Robert D.Bordett, CFP, CDFA - A Certified Financial Planner and Certified Divorce Financial Analyst™, Bob Bordett has long helped couples, families and businesses make sound financial decisions through Alternative Dispute Resolution methods. Bob serves in the capacity of financial neutral and is a Registered Mediator and Registered Arbitrator with the Georgia Commission on Dispute Resolution. He currently is serving on the board of Professional Mediator Board of Standards and the Association of Divorce Financial Planners.

In addition to his collaborative and mediation practice, Bob is also Senior Vice President of Consolidated Planning Corporation, and a member of both the Academy of Professional Family Mediators and the Association of Divorce Financial Planners. He is also active with the International Academy of Collaborative Professionals, having served on their board as well. 

Melody Richardson, JD - Melody is the Managing Member of Richardson Bloom & Lines LLC, where she focuses primarily on complex and high asset matrimonial matters, Melody draws on her 30-years of diverse litigation experience to bring practical and case-specific solutions to all of her clients. Although she has substantial litigation experience and success, Melody is also an active leader in the field of collaborative law. Melody also has an extensive Guardian ad Litem practice, and is a certified mediator.

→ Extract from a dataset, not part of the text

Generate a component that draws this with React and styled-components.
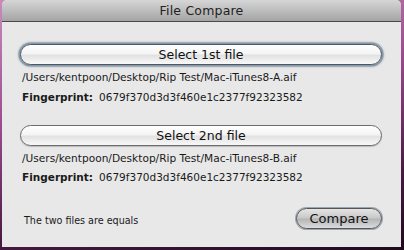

Melody served as a board member of the Family Law Section of the Atlanta Bar Association from 2002-2009. Melody was the Chair of that Section in 2009. She is an acknowledged leader in her field, having been selected for inclusion as a Georgia Super Lawyer each year since 2007, one of Georgia’s Top 50 Women Lawyers every year since 2009, and as one of Georgia’s Top 100 Lawyers. Melody has been selected by her peers for inclusion in The Best Lawyers in Georgia 2015 and 2016, and is a Fellow in Litigation Counsel of America.

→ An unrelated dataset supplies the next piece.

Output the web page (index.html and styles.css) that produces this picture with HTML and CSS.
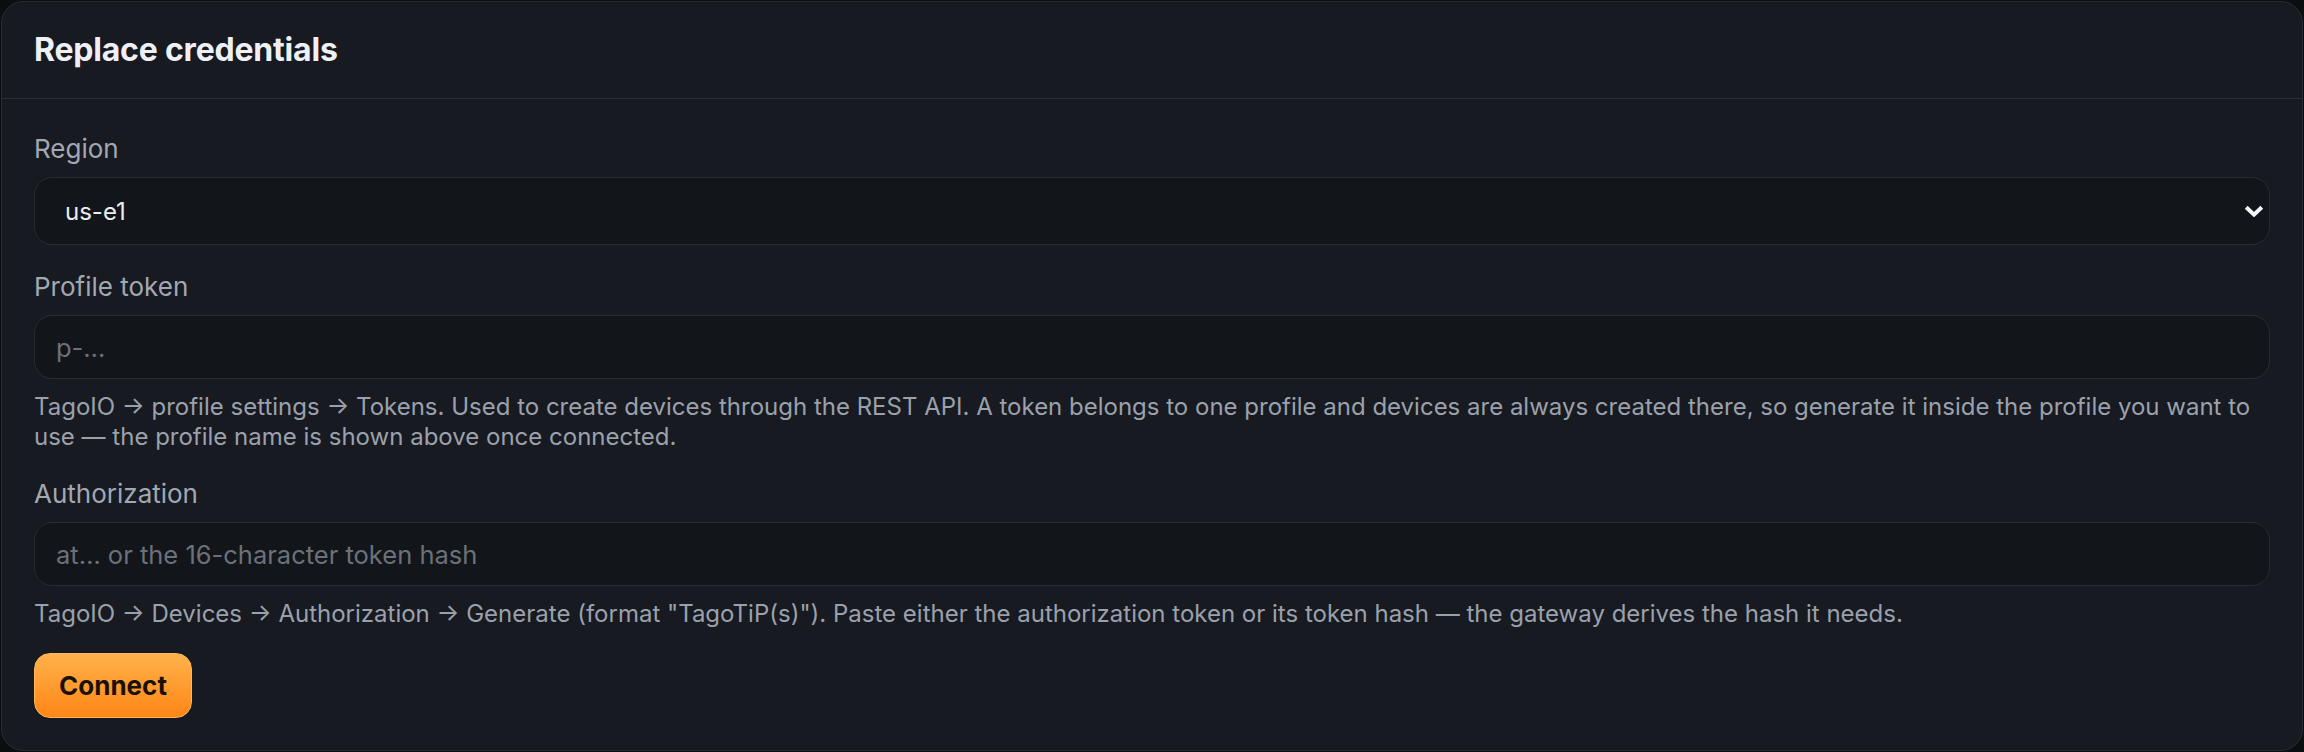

[1] Scott v. Scott, 276 Ga. 372, 578 S.E.2d 876 (2004). The Supreme Court held that a provision that said that if the mother, who was awarded primary physical custody of the parties’ two-year-old daughter, moved outside of Cobb County, Georgia, that primary physical custody would automatically change to the father, was unenforceable. In order to change custody, the court hold, the best interest of the child must be considered at the time of the proposed change. 
[2] Lester v. Boles, 335 Ga. App. 891, 782 S.E.2d 53 (2016).
[3] Bankston v. Warbington, 332 Ga. App. 29, 771 S.E.2d 726 (2015).
[4] Ezunu v. Moultrie, 334 Ga. App. 270, 779 S.E.2d 44 (2015); Johnson v. Johnson, 290 Ga. 359, 721 S.E.2d 92 (2012).
[5] Oxford v. Fuller, ____ Ga. App. ___ (August 11, 2016)(parents had shared physical custody when they lived close to each other and the children liked spending time with both parents, so trial court modified custody to alternate annually after mother moved to another county a substantial distance away.
[6] Robertson v. Robertson, 266 Ga. 516, 467 S.E.2d 556 (1996).
[7] Scott-Lasley v. Lasley, 278 Ga. 671, 604 S.E.2d 761 (2004); see also O.C.G.A. § 19-6-15.

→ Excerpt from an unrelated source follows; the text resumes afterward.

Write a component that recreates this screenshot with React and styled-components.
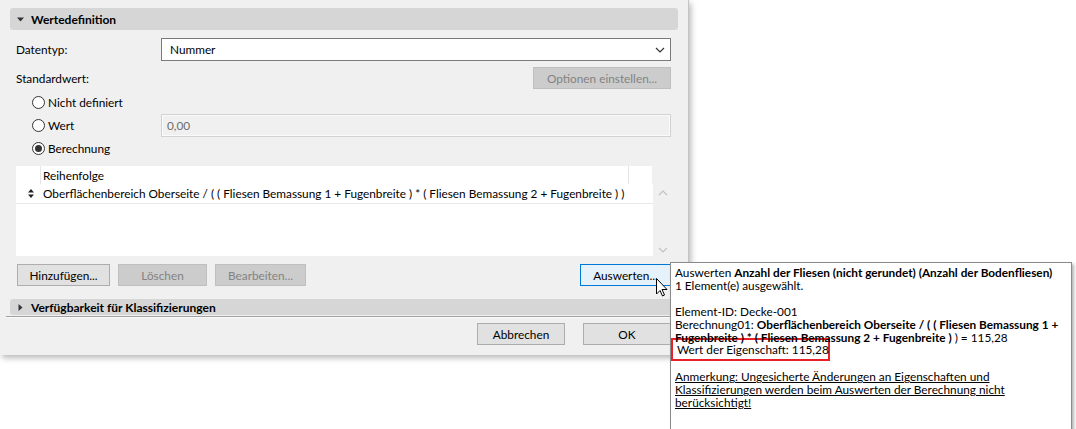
import styled, { createGlobalStyle } from 'styled-components';

const GlobalStyle = createGlobalStyle`
  html, body {
    margin: 0;
    padding: 0;
    background: #ffffff;
  }
  body {
    font-family: Lato, "Liberation Sans", Arial, sans-serif;
    font-size: 11.8px;
    color: #000;
  }
`

const Page = styled.div`
  position: relative;
  width: 1076px;
  height: 429px;
  overflow: hidden;
`

const Dialog = styled.div`
  width: 678px;
  height: 355px;
  padding: 0 10px 0 0;
  background: #f0f0f0;
  border-right: 1px solid #c4c4c4;
  box-shadow: 2px 3px 6px rgba(0, 0, 0, 0.28);
  display: flex;
  flex-direction: column;
`

const Content = styled.div`
  padding-left: 10px;
  display: flex;
  flex-direction: column;
`

const SectionHeader = styled.div`
  margin-top: ${p => p.$top}px;
  height: ${p => p.$h}px;
  background: #d6d6d6;
  border-radius: 3px;
  display: flex;
  align-items: center;
  gap: 7px;
  padding-left: 7px;
  font-weight: bold;
  font-size: 12px;
`

const Form = styled.div`
  padding-left: 6px;
  padding-right: 7px;
  display: flex;
  flex-direction: column;
`

const FieldRow = styled.div`
  display: grid;
  grid-template-columns: 145px 1fr;
  align-items: center;
  height: ${p => p.$h}px;
  margin-top: ${p => p.$top || 0}px;
`

const Select = styled.div`
  height: 21px;
  border: 1px solid #7a7a7a;
  background: #fff;
  display: flex;
  align-items: center;
  justify-content: space-between;
  padding: 0 5px 0 8px;
`

const RightCell = styled.div`
  display: flex;
  justify-content: flex-end;
`

const Button = styled.div`
  box-sizing: border-box;
  width: ${p => p.$w}px;
  height: 22px;
  display: flex;
  align-items: center;
  justify-content: center;
  background: ${p => p.$disabled ? '#cccccc' : p.$focus ? '#e5f1fb' : '#e1e1e1'};
  border: 1px solid ${p => p.$disabled ? '#bfbfbf' : p.$focus ? '#0078d7' : '#adadad'};
  color: ${p => p.$disabled ? '#838383' : '#000'};
  white-space: nowrap;
`

const RadioRow = styled.div`
  display: grid;
  grid-template-columns: 145px 1fr;
  align-items: center;
  height: 23px;
  margin-top: ${p => p.$top || 0}px;
`

const RadioLabel = styled.label`
  display: flex;
  align-items: center;
  gap: 3px;
  padding-left: 16px;
`

const RadioCircle = styled.span`
  box-sizing: border-box;
  width: 13px;
  height: 13px;
  border-radius: 50%;
  border: 1px solid #333;
  background: #fff;
  display: flex;
  align-items: center;
  justify-content: center;
  &::after {
    content: '';
    width: 7px;
    height: 7px;
    border-radius: 50%;
    background: ${p => p.$checked ? '#333' : 'transparent'};
  }
`

const TextInput = styled.div`
  height: 21px;
  border: 1px solid #d2d2d2;
  box-shadow: inset 0 0 0 1px #fafafa;
  background: #f0f0f0;
  color: #6d6d6d;
  display: flex;
  align-items: center;
  padding-left: 5px;
`

const List = styled.div`
  margin-top: 6px;
  height: 90px;
  display: grid;
  grid-template-columns: 637px 16px;
  grid-template-rows: 18px 1fr;
`

const ListHeader = styled.div`
  background: #fff;
  display: grid;
  grid-template-columns: 24px 1fr 24px;
  margin-right: 1px;
`

const HeaderCell = styled.div`
  display: flex;
  align-items: center;
  padding-left: ${p => p.$pad || 0}px;
  border-left: ${p => p.$line ? '1px solid #e5e5e5' : 'none'};
`

const ListBody = styled.div`
  grid-column: 1;
  background: #fff;
`

const ListRow = styled.div`
  height: 19px;
  border-bottom: 1px solid #e8e8e8;
  display: grid;
  grid-template-columns: 27px 1fr;
  align-items: center;
  white-space: nowrap;
`

const SortIcon = styled.span`
  display: flex;
  justify-content: center;
  padding-left: 2px;
`

const Scrollbar = styled.div`
  grid-column: 2;
  grid-row: 2;
  display: flex;
  flex-direction: column;
  justify-content: space-between;
  align-items: center;
  padding: 6px 0 3px 4px;
`

const ButtonRow = styled.div`
  margin-top: 8px;
  display: flex;
  gap: 8px;
  padding-left: 1px;
  & > :last-child {
    margin-left: auto;
  }
`

const Separator = styled.div`
  margin: 1px 0 0 6px;
  border-top: 1px solid #a0a0a0;
  border-bottom: 1px solid #fafafa;
`

const Footer = styled.div`
  margin-top: 5px;
  display: flex;
  justify-content: flex-end;
  gap: 18px;
  padding-right: 7px;
`

const Tooltip = styled.div`
  position: absolute;
  left: 670px;
  top: 262px;
  width: 396px;
  height: 164px;
  padding: 3px 0 0 4px;
  background: #fff;
  border: 1px solid #8a8a8a;
  box-shadow: 2px 2px 3px rgba(0, 0, 0, 0.3);
  line-height: 13px;
  white-space: nowrap;
`

const TipLine = styled.div`
  height: 13px;
`

const Highlight = styled.div`
  margin: -6px 0 -4px -4px;
  padding: 3px 0 3px 4px;
  width: 151px;
  height: 13px;
  border: 2px solid #e8202a;
`

const Note = styled.div`
  text-decoration: underline;
`

const Cursor = styled.svg`
  position: absolute;
  left: 656px;
  top: 278px;
`

const Caret = ({ open }) => (
  <svg width="7" height="7" viewBox="0 0 7 7">
    {open
      ? <path d="M0 1.5 L7 1.5 L3.5 5.5 Z" fill="#333" />
      : <path d="M1.5 0 L5.5 3.5 L1.5 7 Z" fill="#333" />}
  </svg>
)

const Chevron = ({ up, color = '#333', w = 10 }) => (
  <svg width={w} height="6" viewBox="0 0 10 6">
    <path d={up ? 'M1 5 L5 1 L9 5' : 'M1 1 L5 5 L9 1'} fill="none" stroke={color} strokeWidth="1.2" />
  </svg>
)

function App() {
  return (
    <Page>
      <GlobalStyle />
      <Dialog>
        <Content>
          <SectionHeader $top={8} $h={22}>
            <Caret open />
            <span>Wertedefinition</span>
          </SectionHeader>
          <Form>
            <FieldRow $h={23} $top={8}>
              <span>Datentyp:</span>
              <Select>
                <span>Nummer</span>
                <Chevron />
              </Select>
            </FieldRow>
            <FieldRow $h={22} $top={6}>
              <span>Standardwert:</span>
              <RightCell>
                <Button $w={138} $disabled>Optionen einstellen...</Button>
              </RightCell>
            </FieldRow>
            <RadioRow $top={2}>
              <RadioLabel><RadioCircle />Nicht definiert</RadioLabel>
            </RadioRow>
            <RadioRow>
              <RadioLabel><RadioCircle />Wert</RadioLabel>
              <TextInput>0,00</TextInput>
            </RadioRow>
            <RadioRow>
              <RadioLabel><RadioCircle $checked />Berechnung</RadioLabel>
            </RadioRow>
            <List>
              <ListHeader>
                <HeaderCell />
                <HeaderCell $line $pad={2}>Reihenfolge</HeaderCell>
                <HeaderCell $line />
              </ListHeader>
              <ListBody>
                <ListRow>
                  <SortIcon>
                    <svg width="6" height="9" viewBox="0 0 6 9">
                      <path d="M0 3.5 L3 0 L6 3.5 Z M0 5.5 L3 9 L6 5.5 Z" fill="#222" />
                    </svg>
                  </SortIcon>
                  <span>Oberflächenbereich Oberseite / ( ( Fliesen Bemassung 1 + Fugenbreite ) * ( Fliesen Bemassung 2 + Fugenbreite ) )</span>
                </ListRow>
              </ListBody>
              <Scrollbar>
                <Chevron up color="#c2c2c2" />
                <Chevron color="#c2c2c2" />
              </Scrollbar>
            </List>
            <ButtonRow>
              <Button $w={93}>Hinzufügen...</Button>
              <Button $w={89} $disabled>Löschen</Button>
              <Button $w={91} $disabled>Bearbeiten...</Button>
              <Button $w={91} $focus>Auswerten...</Button>
            </ButtonRow>
          </Form>
          <SectionHeader $top={13} $h={16}>
            <Caret />
            <span>Verfügbarkeit für Klassifizierungen</span>
          </SectionHeader>
        </Content>
        <Separator />
        <Footer>
          <Button $w={88}>Abbrechen</Button>
          <Button $w={88}>OK</Button>
        </Footer>
      </Dialog>

      <Tooltip>
        <TipLine>Auswerten <b>Anzahl der Fliesen (nicht gerundet) (Anzahl der Bodenfliesen)</b></TipLine>
        <TipLine>1 Element(e) ausgewählt.</TipLine>
        <TipLine />
        <TipLine>Element-ID: Decke-001</TipLine>
        <TipLine>Berechnung01: <b>Oberflächenbereich Oberseite / ( ( Fliesen Bemassung 1 +</b></TipLine>
        <TipLine><b>Fugenbreite ) * ( Fliesen Bemassung 2 + Fugenbreite )</b> ) = 115,28</TipLine>
        <Highlight>Wert der Eigenschaft: 115,28</Highlight>
        <TipLine />
        <Note>
          <TipLine>Anmerkung: Ungesicherte Änderungen an Eigenschaften und</TipLine>
          <TipLine>Klassifizierungen werden beim Auswerten der Berechnung nicht</TipLine>
          <TipLine>berücksichtigt!</TipLine>
        </Note>
      </Tooltip>

      <Cursor width="12" height="19" viewBox="0 0 12 19">
        <path d="M0.5 0.5 L0.5 16 L4 12.5 L6.5 18 L8.5 17 L6 11.5 L11 11.5 Z" fill="#fff" stroke="#000" strokeWidth="1" strokeLinejoin="round" />
      </Cursor>
    </Page>
  );
}

export default App;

NOTE: Many state and federal laws use terms like ‘custody’ when referring to arrangements regarding parenting time and decision-making for a child. While this has been the case for many years, these are not the only terms currently used to refer to these topics.

Today, many family law practitioners and even laws within certain states use terms such as ‘parenting arrangements’ or ‘parenting responsibility,’ among others, when referring to matters surrounding legal and physical child custody. You will find these terms as well as custody used on the OurFamilyWizard website.